-------- Dataset section

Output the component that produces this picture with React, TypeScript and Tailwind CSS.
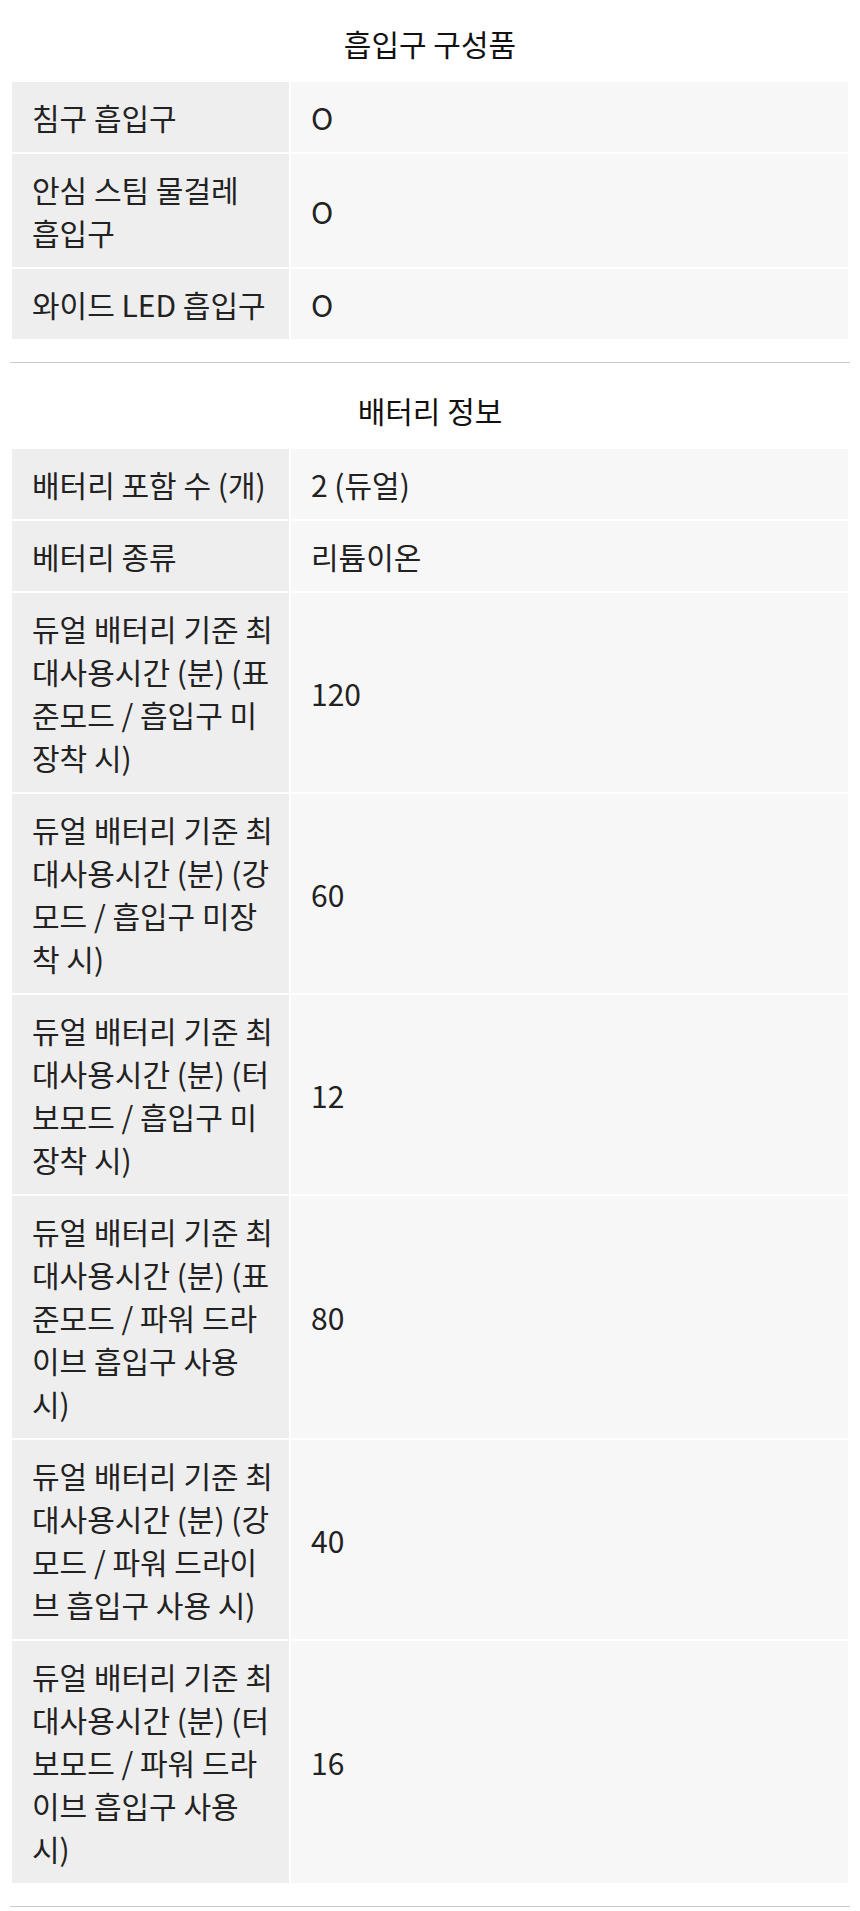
import React from 'react';

type Row = { label: React.ReactNode; value: string };

const sections: { title: string; rows: Row[] }[] = [
  {
    title: '흡입구 구성품',
    rows: [
      { label: '침구 흡입구', value: 'O' },
      { label: <>안심 스팀 물걸레 <span className="whitespace-nowrap">흡입구</span></>, value: 'O' },
      { label: '와이드 LED 흡입구', value: 'O' },
    ],
  },
  {
    title: '배터리 정보',
    rows: [
      { label: '배터리 포함 수 (개)', value: '2 (듀얼)' },
      { label: '베터리 종류', value: '리튬이온' },
      { label: '듀얼 배터리 기준 최대사용시간 (분) (표준모드 / 흡입구 미장착 시)', value: '120' },
      { label: '듀얼 배터리 기준 최대사용시간 (분) (강모드 / 흡입구 미장착 시)', value: '60' },
      { label: '듀얼 배터리 기준 최대사용시간 (분) (터보모드 / 흡입구 미장착 시)', value: '12' },
      { label: '듀얼 배터리 기준 최대사용시간 (분) (표준모드 / 파워 드라이브 흡입구 사용 시)', value: '80' },
      { label: '듀얼 배터리 기준 최대사용시간 (분) (강모드 / 파워 드라이브 흡입구 사용 시)', value: '40' },
      { label: '듀얼 배터리 기준 최대사용시간 (분) (터보모드 / 파워 드라이브 흡입구 사용 시)', value: '16' },
    ],
  },
];

const SpecSection = ({ title, rows }: { title: string; rows: Row[] }) => (
  <section className="pt-[21px]">
    <h3 className="text-center text-[30px] leading-[44px] font-normal text-[#111] mb-[15px]">{title}</h3>
    <table className="w-full border-separate border-spacing-[2px] table-fixed">
      <colgroup>
        <col className="w-[277px]" />
        <col />
      </colgroup>
      <tbody>
        {rows.map((r, i) => (
          <tr key={i}>
            <th className="bg-[#eeeeee] text-left font-normal align-middle pl-[20px] pr-[11px] pt-[14px] pb-[13px]">
              {r.label}
            </th>
            <td className="bg-[#f7f7f7] align-middle pl-[20px] pr-[20px] pt-[14px] pb-[13px]">{r.value}</td>
          </tr>
        ))}
      </tbody>
    </table>
    <hr className="mt-[21px] mb-[4px] border-0 border-t border-[#cccccc]" />
  </section>
);

export default function App() {
  return (
    <div
      className="bg-white px-[10px] text-[#222] text-[30px] leading-[43px]"
      style={{ fontFamily: '"Noto Sans CJK KR", "Noto Sans", sans-serif' }}
    >
      {sections.map((s) => (
        <SpecSection key={s.title} title={s.title} rows={s.rows} />
      ))}
    </div>
  );
}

----------------

__Exercise description__. Output the lines above in full and exactly as given, omitting any pictures.

__Solution to the exercise__.
Output the component that produces this picture with React, TypeScript and Tailwind CSS.
import React from 'react';

type Row = { label: React.ReactNode; value: string };

const sections: { title: string; rows: Row[] }[] = [
  {
    title: '흡입구 구성품',
    rows: [
      { label: '침구 흡입구', value: 'O' },
      { label: <>안심 스팀 물걸레 <span className="whitespace-nowrap">흡입구</span></>, value: 'O' },
      { label: '와이드 LED 흡입구', value: 'O' },
    ],
  },
  {
    title: '배터리 정보',
    rows: [
      { label: '배터리 포함 수 (개)', value: '2 (듀얼)' },
      { label: '베터리 종류', value: '리튬이온' },
      { label: '듀얼 배터리 기준 최대사용시간 (분) (표준모드 / 흡입구 미장착 시)', value: '120' },
      { label: '듀얼 배터리 기준 최대사용시간 (분) (강모드 / 흡입구 미장착 시)', value: '60' },
      { label: '듀얼 배터리 기준 최대사용시간 (분) (터보모드 / 흡입구 미장착 시)', value: '12' },
      { label: '듀얼 배터리 기준 최대사용시간 (분) (표준모드 / 파워 드라이브 흡입구 사용 시)', value: '80' },
      { label: '듀얼 배터리 기준 최대사용시간 (분) (강모드 / 파워 드라이브 흡입구 사용 시)', value: '40' },
      { label: '듀얼 배터리 기준 최대사용시간 (분) (터보모드 / 파워 드라이브 흡입구 사용 시)', value: '16' },
    ],
  },
];

const SpecSection = ({ title, rows }: { title: string; rows: Row[] }) => (
  <section className="pt-[21px]">
    <h3 className="text-center text-[30px] leading-[44px] font-normal text-[#111] mb-[15px]">{title}</h3>
    <table className="w-full border-separate border-spacing-[2px] table-fixed">
      <colgroup>
        <col className="w-[277px]" />
        <col />
      </colgroup>
      <tbody>
        {rows.map((r, i) => (
          <tr key={i}>
            <th className="bg-[#eeeeee] text-left font-normal align-middle pl-[20px] pr-[11px] pt-[14px] pb-[13px]">
              {r.label}
            </th>
            <td className="bg-[#f7f7f7] align-middle pl-[20px] pr-[20px] pt-[14px] pb-[13px]">{r.value}</td>
          </tr>
        ))}
      </tbody>
    </table>
    <hr className="mt-[21px] mb-[4px] border-0 border-t border-[#cccccc]" />
  </section>
);

export default function App() {
  return (
    <div
      className="bg-white px-[10px] text-[#222] text-[30px] leading-[43px]"
      style={{ fontFamily: '"Noto Sans CJK KR", "Noto Sans", sans-serif' }}
    >
      {sections.map((s) => (
        <SpecSection key={s.title} title={s.title} rows={s.rows} />
      ))}
    </div>
  );
}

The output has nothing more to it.